PERIES: And there’s much speculation about that. Is there any further evidence to support that scenario?
SWANSON: Well you know, we don’t–we aren’t able to get anything out of our government. Jeffrey Sterling went to the relevant committee of Congress that has oversight and has the authority to review these things, and reported to them what was going on with Iran. And they did absolutely nothing. And he went to a congress member who told him to flee the country. This is an innocent man trying to blow the whistle on an outrageously reckless, if not criminally warmongering operation, is told to flee the country and the committees in Congress do nothing.
And so we don’t have access through Congress to find out information. We have to find it through other leakers who now face the increased risk of prison based on the example of Jeffrey Sterling and Bradley–now Chelsea Manning and others. So we don’t know. But we know that there were teams of special operations, plans, officials running about Iraq right after the invasion, trying to find if not plant weapons of mass destruction. We know that just shortly after Condoleezza Rice got the New York Times to not publish this story about Operation Merlin the CIA went public with this claim that a scientist had dug up nuclear plans and weapons in his backyard in Iraq. Plans that were supposedly from Germany and reproduced by Iraqis, but were mysteriously in English. Just like the Russian’s plans were in English.
And so we know–and we know, of course, the fabrication of evidence around buying Uranium and the fabrication of evidence around aluminum tubes. We know that there was a huge operation around planting evidence on Iraq. Whether this was followed through on, whether it became part of that, we don’t know. But that appears to have been the intention.

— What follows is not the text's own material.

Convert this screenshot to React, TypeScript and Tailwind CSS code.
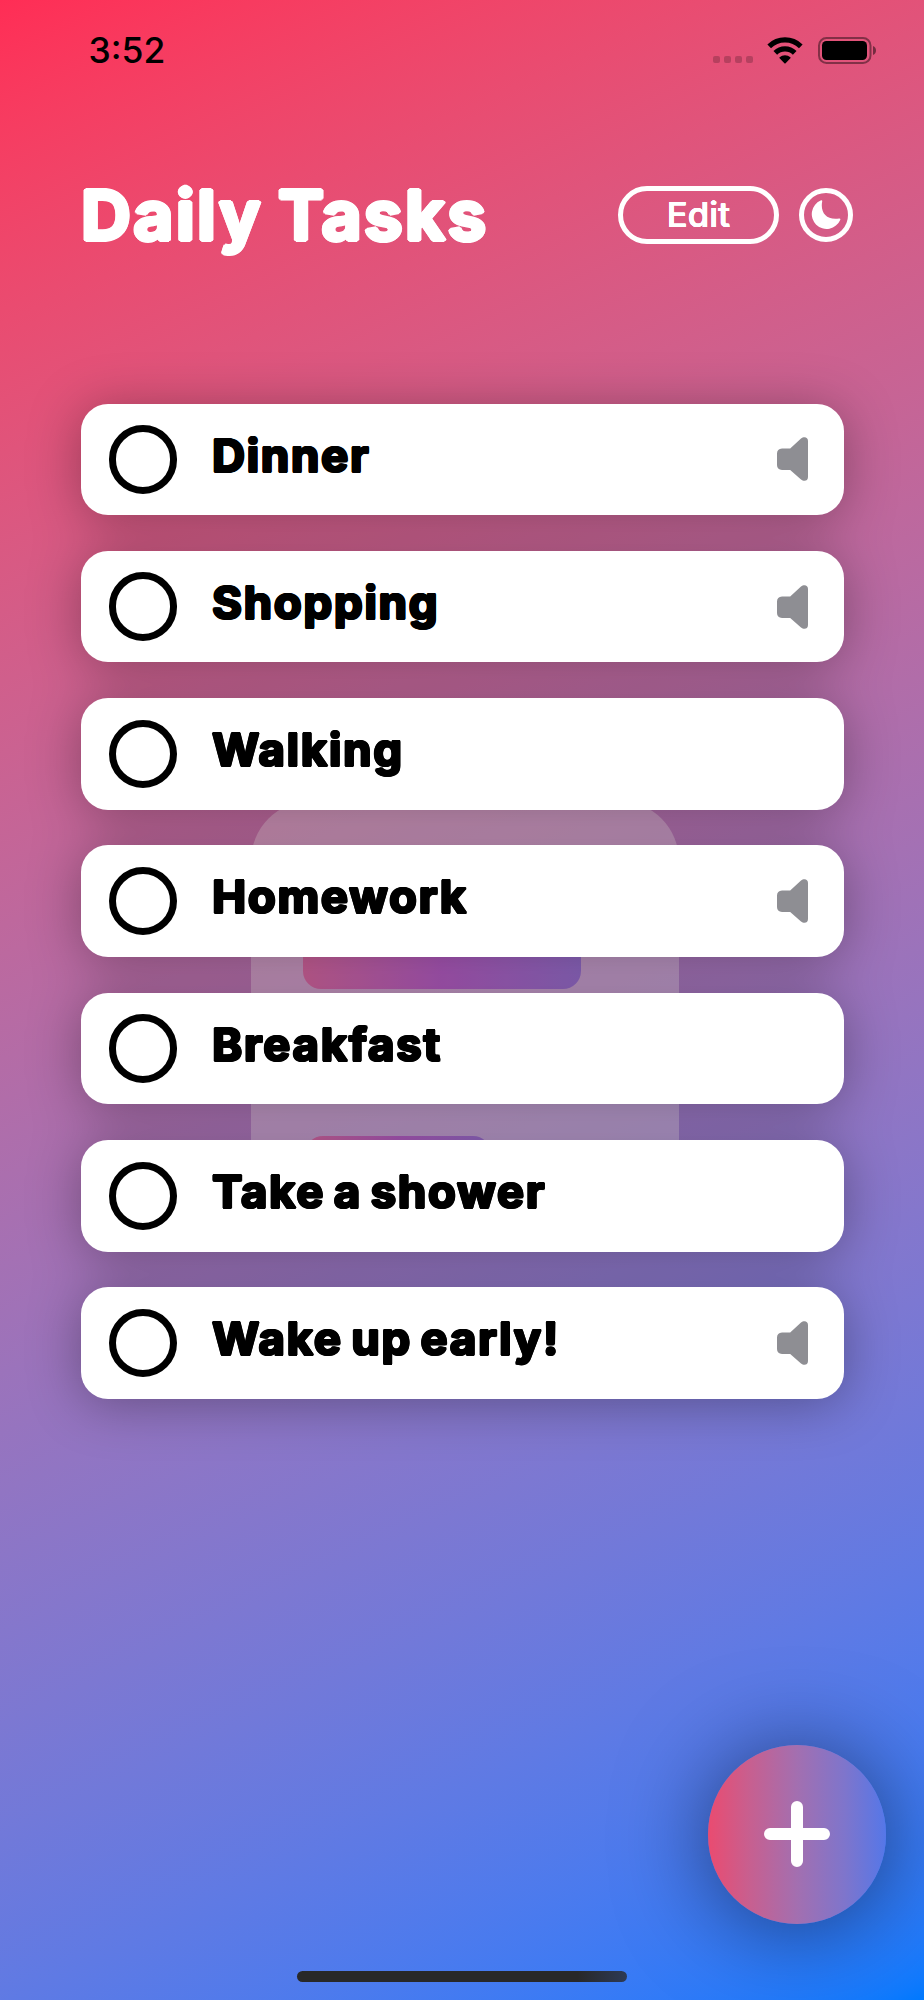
import React, { useState } from 'react'
import clsx from 'clsx'

type Task = {
  id: string
  name: string
  hasSound: boolean
}

const sampleTasks: Task[] = [
  { id: 'a', name: 'Dinner', hasSound: true },
  { id: 'b', name: 'Shopping', hasSound: true },
  { id: 'c', name: 'Walking', hasSound: false },
  { id: 'd', name: 'Homework', hasSound: true },
  { id: 'e', name: 'Breakfast', hasSound: false },
  { id: 'f', name: 'Take a shower', hasSound: false },
  { id: 'g', name: 'Wake up early!', hasSound: true },
]

const WifiIcon = () => (
  <svg className="w-[36px] h-[27px]" viewBox="0 0 36 27" fill="none">
    <path d="M2.2 9.3a22.6 22.6 0 0 1 31.6 0" stroke="#000" strokeWidth="5.2" />
    <path d="M8.3 15.9a13.8 13.8 0 0 1 19.4 0" stroke="#000" strokeWidth="5.2" />
    <path
      d="M12.6 20.3a7.8 7.8 0 0 1 10.8 0q.5.5 0 1l-4.8 4.9q-.6.6-1.2 0l-4.8-4.9q-.5-.5 0-1z"
      fill="#000"
    />
  </svg>
)

const BatteryIcon = () => (
  <svg className="w-[59px] h-[27px]" viewBox="0 0 59 27">
    <rect
      x="1"
      y="1"
      width="51.5"
      height="25"
      rx="7.5"
      fill="none"
      stroke="#000"
      strokeOpacity=".42"
      strokeWidth="2"
    />
    <rect x="4" y="4" width="45" height="19" rx="4.5" fill="#000" />
    <path d="M55 9c4 1.300 4 7.700 0 9z" fill="#000" fillOpacity=".48" />
  </svg>
)

const MoonIcon = () => (
  <svg className="w-[30px] h-[30px]" viewBox="0 0 30 30">
    <path
      d="M9.600 .6q1.800-1 1.600.8C9 12.500 15.500 20.600 28.200 18.500q1.700-.1 1 1.400A14.800 14.800 0 1 1 9.600 .6z"
      fill="#fff"
    />
  </svg>
)

const SpeakerIcon = () => (
  <svg className="w-[31px] h-[44px]" viewBox="0 0 31 44">
    <path
      d="M5 11.500h8.200L24 1.600C26.500-.6 31-.4 31 4v36c0 4.400-4.500 4.600-7 2.400L13.200 33H5q-5-.4-5-5V16.500q0-4.600 5-5z"
      fill="#8e8e93"
    />
  </svg>
)

const StatusBar = () => (
  <div className="flex h-[100px] items-center justify-between pl-[88.500px] pr-[47.500px]">
    <span className="mt-[2px] text-[35.500px] font-medium leading-none text-black">
      3:52
    </span>
    <div className="flex items-center">
      <div className="mr-[14px] mt-[18px] flex gap-[4px]">
        {[0, 1, 2, 3].map((dot) => (
          <div key={dot} className="size-[7px] rounded-[2px] bg-black/20" />
        ))}
      </div>
      <WifiIcon />
      <div className="ml-[15px] flex">
        <BatteryIcon />
      </div>
    </div>
  </div>
)

// Faded app logo that sits behind the list
const Watermark = () => (
  <div className="absolute left-[251px] top-[801px] h-[429px] w-[427.500px] rounded-[60px] bg-[#efe4e8]/33">
    <div className="absolute left-[52px] top-[128px] h-[60px] w-[278px] rounded-[18px] bg-linear-to-r from-[#cd6199] via-[#ad58bb] to-[#9068c4]" />
    <div className="absolute left-[54px] top-[335px] h-[60px] w-[186px] rounded-[18px] bg-linear-to-r from-[#cd6199] via-[#ad58bb] to-[#9068c4]" />
  </div>
)

type TaskRowProps = {
  task: Task
  isDone: boolean
  onToggle: (id: string) => void
}

const TaskRow = ({ task, isDone, onToggle }: TaskRowProps) => (
  <li className="flex h-[111.500px] items-center rounded-[27px] bg-white pl-[28px] pr-[36px]">
    <button
      aria-label={task.name}
      className={clsx(
        'size-[68.500px] rounded-full border-[7.500px] border-black',
        isDone && 'bg-black'
      )}
      onClick={() => onToggle(task.id)}
    />
    <span className="mb-[8px] ml-[35px] flex-1 whitespace-nowrap text-[45.500px] font-bold leading-none tracking-[1.8px] text-black [word-spacing:-4px] [text-shadow:1.3px_0_#000,-1.3px_0_#000,0_1.2px_#000,0_-1.2px_#000,0.9px_0.9px_#000,-0.9px_0.9px_#000,0.9px_-0.9px_#000,-0.9px_-0.9px_#000]">
      {task.name}
    </span>
    {task.hasSound && <SpeakerIcon />}
  </li>
)

export default function App() {
  const [doneIds, setDoneIds] = useState<string[]>([])

  const toggleTask = (id: string) => {
    setDoneIds((ids) =>
      ids.includes(id) ? ids.filter((item) => item !== id) : [...ids, id]
    )
  }

  return (
    <div className="relative flex h-[2000px] w-[924px] flex-col overflow-hidden bg-[linear-gradient(155.2deg_in_oklab,#ff2d55,#007aff)] font-['Inter',sans-serif]">
      <Watermark />
      <div className="relative flex flex-1 flex-col">
        <StatusBar />
        <header className="mt-[75px] flex h-[80px] items-center pl-[81px] pr-[71.500px]">
          <h1 className="flex-1 whitespace-nowrap text-[69px] font-bold leading-none tracking-[2.500px] text-white [word-spacing:-4px] [text-shadow:2px_0_#fff,-2px_0_#fff,0_2px_#fff,0_-2px_#fff,1.4px_1.4px_#fff,-1.4px_1.4px_#fff,1.4px_-1.4px_#fff,-1.4px_-1.4px_#fff]">
            Daily Tasks
          </h1>
          <button className="h-[58px] w-[161px] rounded-full border-[5px] border-white pl-[1px] text-[34.500px] font-medium leading-none tracking-[0.2px] text-white [text-shadow:0.4px_0_#fff,-0.4px_0_#fff,0_0.4px_#fff,0_-0.4px_#fff]">
            Edit
          </button>
          <button
            aria-label="Dark mode"
            className="ml-[20px] flex size-[54px] items-center justify-center rounded-full border-[5px] border-white"
          >
            <MoonIcon />
          </button>
        </header>
        <ul className="mt-[148.500px] flex flex-col gap-[35.830px] pl-[80.600px] pr-[80.400px] drop-shadow-[0_5px_26px_rgba(0,0,0,0.32)]">
          {sampleTasks.map((task) => (
            <TaskRow
              key={task.id}
              task={task}
              isDone={doneIds.includes(task.id)}
              onToggle={toggleTask}
            />
          ))}
        </ul>
        <div className="mb-[18px] mt-auto flex flex-col">
          <button
            aria-label="Add task"
            className="mb-[47.500px] mr-[38px] flex size-[178.500px] items-center justify-center self-end rounded-full bg-[linear-gradient(90deg,#ea4b70,#c85f8f_23%,#a36fb0_50%,#7e75cc_77%,#5577e8)] shadow-[0_4px_90px_rgba(0,0,0,0.5)]"
          >
            <svg className="size-[66px]" viewBox="0 0 66 66">
              <path
                d="M33 6v54M6 33h54"
                stroke="#fff"
                strokeWidth="12"
                strokeLinecap="round"
              />
            </svg>
          </button>
          <div className="h-[11px] w-[330px] self-center rounded-full bg-[linear-gradient(90deg,#282828_85%,#2d3a55)]" />
        </div>
      </div>
    </div>
  )
}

PERIES: And David, you also found a very interesting link between the appeals court decision this week on the metadata collection being illegal and this case. Tell us a bit about that.

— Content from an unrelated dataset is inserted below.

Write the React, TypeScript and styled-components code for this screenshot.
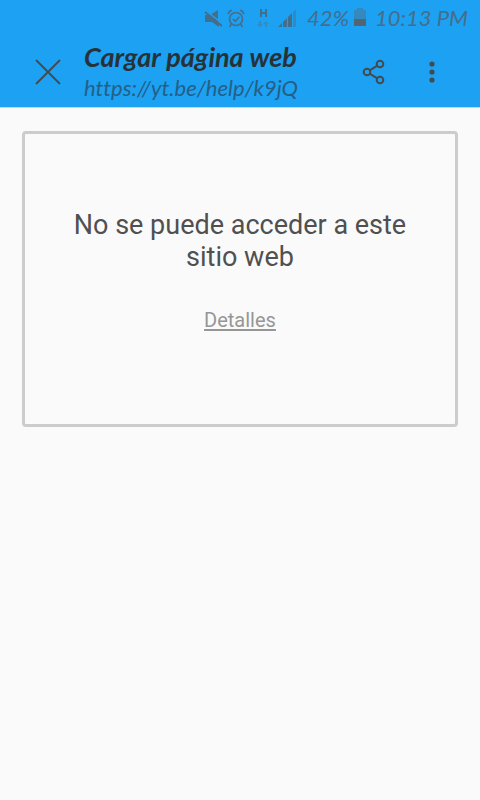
import React from "react";
import styled, { createGlobalStyle } from "styled-components";

const GlobalStyle = createGlobalStyle`
  * { box-sizing: border-box; }
  body { margin: 0; background: #fafafa; font-family: Roboto, sans-serif; }
`;

const Header = styled.header`
  background: #1da1f2;
  border-bottom: 1px solid #b9d9ee;
`;

const StatusBar = styled.div`
  display: flex;
  align-items: center;
  justify-content: flex-end;
  height: 36px;
  padding-right: 12px;
  color: #456e8b;
  font: italic 22px/36px Lato, sans-serif;
  white-space: nowrap;
  svg { display: block; flex: none; }
`;

const StatusIcons = styled.div`
  display: flex;
  align-items: center;
  gap: 8px;
  margin-right: 10px;
`;

const IconPair = styled.div`
  display: flex;
  align-items: center;
  gap: 4px;
  margin-right: 3px;
`;

const Percent = styled.span`
  margin-right: 5px;
`;

const Clock = styled.time`
  margin-left: 9px;
`;

const Toolbar = styled.div`
  display: flex;
  align-items: center;
  height: 71px;
  padding: 0 24px;
`;

const IconButton = styled.button`
  display: grid;
  place-items: center;
  flex: none;
  width: 48px;
  height: 48px;
  padding: 0;
  border: 0;
  background: none;
  color: #454a4e;
  cursor: pointer;
`;

const PageInfo = styled.div`
  flex: 1;
  min-width: 0;
  padding-left: 12px;
  font-family: Lato, sans-serif;
  font-style: italic;
  font-variant-ligatures: none;
  white-space: nowrap;
`;

const Title = styled.h1`
  margin: 0;
  color: #263238;
  font-size: 27px;
  font-weight: 700;
  line-height: 32px;
`;

const Address = styled.div`
  color: #245f87;
  font-size: 22px;
  line-height: 30px;
`;

const Actions = styled.div`
  display: flex;
  gap: 10px;
`;

const ErrorPanel = styled.main`
  display: flex;
  flex-direction: column;
  align-items: center;
  margin: 23px 22px;
  padding: 75px 40px 89px;
  border: 3px solid #cccccc;
  border-radius: 4px;
  text-align: center;
`;

const Message = styled.h2`
  margin: 0 0 32px;
  color: #505050;
  font-size: 27px;
  font-weight: 400;
  line-height: 32px;
`;

const DetailsLink = styled.a`
  color: #969696;
  font-size: 20px;
  line-height: 30px;
  text-decoration: underline;
  text-underline-offset: 2px;
`;

const MutedIcon = () => (
  <svg width="19" height="20" viewBox="0 0 19 20" fill="currentColor" aria-hidden="true">
    <path d="M14 2v12L6 7zM1 7h5l9 8v4l-7-5H1z" />
    <path d="M2 3l17 13" stroke="#1da1f2" strokeWidth="1.5" />
    <path d="M1 4l17 14" stroke="currentColor" strokeWidth="2" />
  </svg>
);

const AlarmIcon = () => (
  <svg width="18" height="20" viewBox="0 0 18 20" fill="none" stroke="currentColor" strokeWidth="1.6" aria-hidden="true">
    <circle cx="9" cy="11" r="6.5" />
    <path d="M1.2 6.2C1.5 4 3 2.6 5 2.3M13 2.3c2 .3 3.5 1.7 3.8 3.9M4.4 16L2.5 19M13.6 16l1.9 3M5.8 11l2.5 2.3 4-4.6" />
  </svg>
);

const NetworkIcon = () => (
  <svg width="14" height="20" viewBox="0 0 14 20" fill="none" aria-hidden="true">
    <path d="M5 1v8M10 1v8M5 5h5" stroke="currentColor" strokeWidth="2" />
    <path d="M3 13h2v3h2l-3 3-3-3h2zM9 19h2v-3h2l-3-3-3 3h2z" fill="#358abe" />
  </svg>
);

const SignalIcon = () => (
  <svg width="19" height="20" viewBox="0 0 19 20" fill="currentColor" aria-hidden="true">
    <path d="M0 19l4-4v4zM5 14l4-4v9H5zM10 9l4-4v14h-4z" />
    <path d="M15 4l3-3v18h-3z" fill="#3489be" />
  </svg>
);

const BatteryIcon = () => (
  <svg width="12" height="20" viewBox="0 0 12 20" aria-hidden="true">
    <path d="M0 2h3V0h6v2h3v9H0z" fill="#3489be" />
    <path d="M0 11h12v7H0z" fill="#526572" />
  </svg>
);

const CloseIcon = () => (
  <svg width="26" height="26" viewBox="0 0 26 26" fill="none" stroke="currentColor" strokeWidth="1.8" aria-hidden="true">
    <path d="M1 1l24 24M25 1L1 25" />
  </svg>
);

const ShareIcon = () => (
  <svg width="24" height="26" viewBox="0 0 24 26" fill="none" stroke="currentColor" strokeWidth="2" aria-hidden="true">
    <circle cx="5" cy="13" r="3.3" />
    <circle cx="18" cy="5" r="3.3" />
    <circle cx="18" cy="21" r="3.3" />
    <path d="M8 11.2l7-4.3M8 14.8l7 4.3" />
  </svg>
);

const MoreIcon = () => (
  <svg width="6" height="24" viewBox="0 0 6 24" fill="currentColor" aria-hidden="true">
    <circle cx="3" cy="4" r="2.6" />
    <circle cx="3" cy="12" r="2.6" />
    <circle cx="3" cy="20" r="2.6" />
  </svg>
);

export default function App() {
  return (
    <>
      <GlobalStyle />
      <Header>
        <StatusBar>
          <StatusIcons>
            <IconPair>
              <MutedIcon />
              <AlarmIcon />
            </IconPair>
            <NetworkIcon />
            <SignalIcon />
          </StatusIcons>
          <Percent>42%</Percent>
          <BatteryIcon />
          <Clock>10:13 PM</Clock>
        </StatusBar>
        <Toolbar>
          <IconButton type="button" aria-label="Cerrar"><CloseIcon /></IconButton>
          <PageInfo>
            <Title>Cargar página web</Title>
            <Address>https://yt.be/help/k9jQ</Address>
          </PageInfo>
          <Actions>
            <IconButton type="button" aria-label="Compartir"><ShareIcon /></IconButton>
            <IconButton type="button" aria-label="Más opciones"><MoreIcon /></IconButton>
          </Actions>
        </Toolbar>
      </Header>
      <ErrorPanel>
        <Message>No se puede acceder a este sitio web</Message>
        <DetailsLink href="#detalles">Detalles</DetailsLink>
      </ErrorPanel>
    </>
  );
}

SWANSON: Well you know, my colleague Norman Solomon has written about that quite well, and I should credit Marcy Wheeler with having written extremely well about everything I’ve been talking about here.
But what Norman pointed out was that Jeffrey Sterling was convicted on the basis of metadata, which is something we’re told we shouldn’t worry about the government having. That is to say, the government knew Jeffrey Sterling had spoken with James Risen. They knew what phone numbers were involved, what time of day, how many minutes, what days they spoke. They had nothing, no knowledge whatsoever of the content of those phone calls. No solid evidence that Jeffrey Sterling had told James Risen anything secret. Anything on which they were convicting him. And yet on the basis solely of that metadata, and a lot of smoke and mirrors and talk about the grandeur of the CIA, they got a jury to convict Jeffrey Sterling.
So the idea that you shouldn’t worry about the government having all this metadata on you is ridiculous when they’re putting people in prison on that basis.
PERIES: David Swanson, thank you so much for joining us today.
SWANSON: Any time. Thank you.
PERIES: And thank you for joining us on The Real News Network.